Neither country had mentioned the car tariff issue in their official read-outs of the Trump-Xi weekend meeting in which Washington agreed to hold off on his threat to impose 25 per cent tariffs on $200 billion worth of Chinese goods from January 1, leaving them at the current 10 per cent rate.

In return, Beijing agreed to purchase more agricultural products from US farmers immediately.

Earlier this year, China lowered its tariffs on foreign car imports from 25 per cent to 15 per cent.
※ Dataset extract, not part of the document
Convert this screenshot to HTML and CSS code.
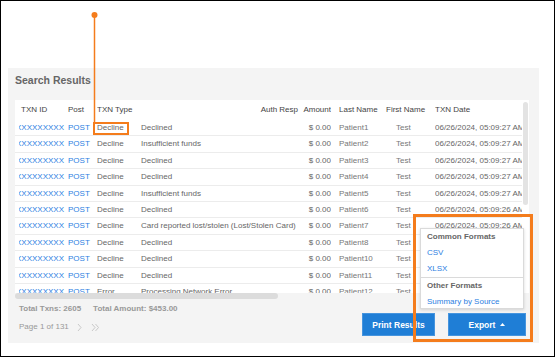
FILE: index.html
```html
<!DOCTYPE html>
<html>
<head>
<meta charset="utf-8">
<link rel="stylesheet" href="styles.css">
</head>
<body>
<div class="frame">
  <div class="panel">
    <h2 class="title">Search Results</h2>
    <div class="card">
      <div class="scroll">
        <div class="row head">
          <span class="c1h">TXN ID</span><span>Post</span><span>TXN Type</span><span class="auth">Auth Resp</span><span class="num">Amount</span><span class="ln">Last Name</span><span>First Name</span><span>TXN Date</span>
        </div>
        <div class="row"><span class="id">XXXXXXXXX</span><span class="post">POST</span><span>Decline</span><span>Declined</span><span class="num">$ 0.00</span><span class="ln">Patient1</span><span class="fn">Test</span><span>06/26/2024, 05:09:27 AM</span></div>
        <div class="row"><span class="id">XXXXXXXXX</span><span class="post">POST</span><span>Decline</span><span>Insufficient funds</span><span class="num">$ 0.00</span><span class="ln">Patient2</span><span class="fn">Test</span><span>06/26/2024, 05:09:27 AM</span></div>
        <div class="row"><span class="id">XXXXXXXXX</span><span class="post">POST</span><span>Decline</span><span>Declined</span><span class="num">$ 0.00</span><span class="ln">Patient3</span><span class="fn">Test</span><span>06/26/2024, 05:09:27 AM</span></div>
        <div class="row"><span class="id">XXXXXXXXX</span><span class="post">POST</span><span>Decline</span><span>Declined</span><span class="num">$ 0.00</span><span class="ln">Patient4</span><span class="fn">Test</span><span>06/26/2024, 05:09:27 AM</span></div>
        <div class="row"><span class="id">XXXXXXXXX</span><span class="post">POST</span><span>Decline</span><span>Insufficient funds</span><span class="num">$ 0.00</span><span class="ln">Patient5</span><span class="fn">Test</span><span>06/26/2024, 05:09:27 AM</span></div>
        <div class="row"><span class="id">XXXXXXXXX</span><span class="post">POST</span><span>Decline</span><span>Declined</span><span class="num">$ 0.00</span><span class="ln">Patient6</span><span class="fn">Test</span><span>06/26/2024, 05:09:26 AM</span></div>
        <div class="row"><span class="id">XXXXXXXXX</span><span class="post">POST</span><span>Decline</span><span>Card reported lost/stolen (Lost/Stolen Card)</span><span class="num">$ 0.00</span><span class="ln">Patient7</span><span class="fn">Test</span><span>06/26/2024, 05:09:26 AM</span></div>
        <div class="row"><span class="id">XXXXXXXXX</span><span class="post">POST</span><span>Decline</span><span>Declined</span><span class="num">$ 0.00</span><span class="ln">Patient8</span><span class="fn">Test</span><span>06/26/2024, 05:09:26 AM</span></div>
        <div class="row"><span class="id">XXXXXXXXX</span><span class="post">POST</span><span>Decline</span><span>Declined</span><span class="num">$ 0.00</span><span class="ln">Patient10</span><span class="fn">Test</span><span>06/26/2024, 05:09:26 AM</span></div>
        <div class="row"><span class="id">XXXXXXXXX</span><span class="post">POST</span><span>Decline</span><span>Declined</span><span class="num">$ 0.00</span><span class="ln">Patient11</span><span class="fn">Test</span><span>06/26/2024, 05:09:26 AM</span></div>
        <div class="row"><span class="id">XXXXXXXXX</span><span class="post">POST</span><span>Error</span><span>Processing Network Error</span><span class="num">$ 0.00</span><span class="ln">Patient12</span><span class="fn">Test</span><span>06/26/2024, 05:09:26 AM</span></div>
      </div>
      <div class="vthumb"></div>
    </div>
    <div class="htrack"><div class="hthumb"></div></div>
    <div class="footer">
      <div class="info">
        <div class="totals"><span>Total Txns: 2605</span><span class="amt">Total Amount: $453.00</span></div>
        <div class="pager"><span>Page 1 of 131</span>
          <svg class="chev" width="5" height="9" viewBox="0 0 5 9"><path d="M1 1 L4 4.5 L1 8" fill="none" stroke="#c4c4c4" stroke-width="0.9"/></svg>
          <svg class="chev2" width="9" height="9" viewBox="0 0 9 9"><path d="M1 1 L4 4.5 L1 8 M4.5 1 L7.5 4.5 L4.5 8" fill="none" stroke="#c4c4c4" stroke-width="0.9"/></svg>
        </div>
      </div>
      <div class="buttons">
        <button class="btn print">Print Results</button>
        <button class="btn export">Export <svg class="caret" width="5" height="3" viewBox="0 0 5 3"><path d="M0 3 L2.5 0 L5 3 Z" fill="#fff"/></svg></button>
      </div>
    </div>
  </div>

  <div class="menu">
    <div class="mhead">Common Formats</div>
    <div class="mitem">CSV</div>
    <div class="mitem">XLSX</div>
    <div class="mhead sep">Other Formats</div>
    <div class="mitem">Summary by Source</div>
  </div>

  <svg class="annot" width="555" height="357" viewBox="0 0 555 357">
    <circle cx="93.5" cy="14" r="3" fill="#f47c1c"/>
    <line x1="93.5" y1="14" x2="93.5" y2="121" stroke="#f47c1c" stroke-width="1.5"/>
    <rect x="93" y="122" width="34" height="11" fill="none" stroke="#f47c1c" stroke-width="2"/>
    <rect x="413.5" y="214.5" width="117" height="125" fill="none" stroke="#f47c1c" stroke-width="3"/>
  </svg>
</div>
</body>
</html>
```
FILE: styles.css
```css
html, body {
  margin: 0;
  background: #fff;
}
body {
  font-family: "Liberation Sans", Arial, sans-serif;
}
.frame {
  position: relative;
  width: 555px;
  height: 357px;
  border: 1px solid #000;
  box-sizing: border-box;
  padding: 67px 0 0 7px;
  background: #fff;
}
.panel {
  width: 531px;
  height: 275px;
  background: #f4f4f4;
  padding: 6px 10px 0 7px;
  box-sizing: border-box;
}
.title {
  margin: 0 0 13px;
  font-size: 10.5px;
  line-height: 13px;
  font-weight: bold;
  color: #666;
}
.card {
  position: relative;
  width: 514px;
  background: #fff;
}
.scroll {
  width: 507px;
  height: 193px;
  overflow: hidden;
}
.row {
  display: grid;
  grid-template-columns: 49px 29px 44px 160px 30px 55px 49px 140px;
  padding-left: 4px;
  height: 16.4px;
  line-height: 16.4px;
  box-sizing: border-box;
  border-bottom: 1px solid #ececec;
  font-size: 8px;
  color: #666;
  white-space: nowrap;
}
.row > span {
  overflow: hidden;
}
.head {
  height: 20px;
  line-height: 20px;
  color: #444;
  border-bottom: none;
}
.c1h {
  padding-left: 2px;
}
.auth {
  text-align: right;
  padding-right: 3px;
}
.num {
  text-align: right;
}
.ln {
  padding-left: 8px;
  color: #777;
}
.head .ln {
  color: #444;
}
.fn {
  padding-left: 10px;
  color: #777;
}
.id {
  color: #2c80e2;
  text-indent: -3px;
}
.post {
  color: #2c80e2;
}
.vthumb {
  position: absolute;
  left: 508px;
  top: 2px;
  width: 5px;
  height: 103px;
  border-radius: 3px;
  background: #e3e3e3;
}
.htrack {
  height: 6px;
}
.hthumb {
  width: 263px;
  height: 6px;
  border-radius: 3px;
  background: #dcdcdc;
}
.footer {
  display: flex;
  justify-content: space-between;
  padding-top: 4px;
}
.info {
  padding-left: 4px;
  font-size: 8px;
  color: #999;
}
.totals {
  line-height: 12px;
  font-weight: bold;
}
.amt {
  margin-left: 12px;
}
.pager {
  margin-top: 6px;
  line-height: 12px;
  display: flex;
  align-items: center;
}
.chev {
  margin-left: 8px;
}
.chev2 {
  margin-left: 9px;
}
.buttons {
  display: flex;
  gap: 13px;
  margin-top: 10px;
  margin-right: 3px;
}
.btn {
  height: 23px;
  border: 1px solid #4594de;
  background: #1f7ed6;
  color: #fff;
  font-family: "Liberation Sans", Arial, sans-serif;
  font-size: 8.5px;
  font-weight: bold;
  padding: 0;
  display: flex;
  align-items: center;
  justify-content: center;
}
.print {
  width: 73px;
}
.export {
  width: 78px;
}
.caret {
  margin-left: 5px;
}
.menu {
  position: absolute;
  left: 419px;
  top: 227px;
  width: 104px;
  height: 81px;
  box-sizing: border-box;
  background: #fff;
  border: 1px solid #dadada;
  box-shadow: 0 1px 3px rgba(0, 0, 0, 0.15);
  font-size: 8px;
}
.mhead, .mitem {
  height: 16px;
  line-height: 16px;
  padding: 0 6px;
  white-space: nowrap;
}
.mhead {
  color: #666;
  font-weight: bold;
}
.mitem {
  color: #2c80e2;
}
.sep {
  border-top: 1px solid #dadada;
}
.annot {
  position: absolute;
  left: 0;
  top: 0;
  pointer-events: none;
}
```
However, it later imposed new additional tariffs of 25 per cent on American-made passenger vehicles after Trump raised the tariff on Chinese autos from 2.5 to 27.5 per cent.

Also Read- To Help Poor Countries Adapt To Global Warming, World Bank Doubles Its Funding

The US leader called his deal with Xi “incredible”. “It goes down, certainly – if it happens, it goes down as one of the largest deals ever made,” he told reporters.

Meanwhile, the Chinese state media warned that while the new “consensus” was a welcome development and gave both sides “breathing space” to resolve their differences, there was no “magic wand” that would allow the grievances to disappear immediately.

“Given the complexity of interactions between the two economies, the rest of the world will still be holding its collective breath,” said the official China Daily in an editorial. (IANS)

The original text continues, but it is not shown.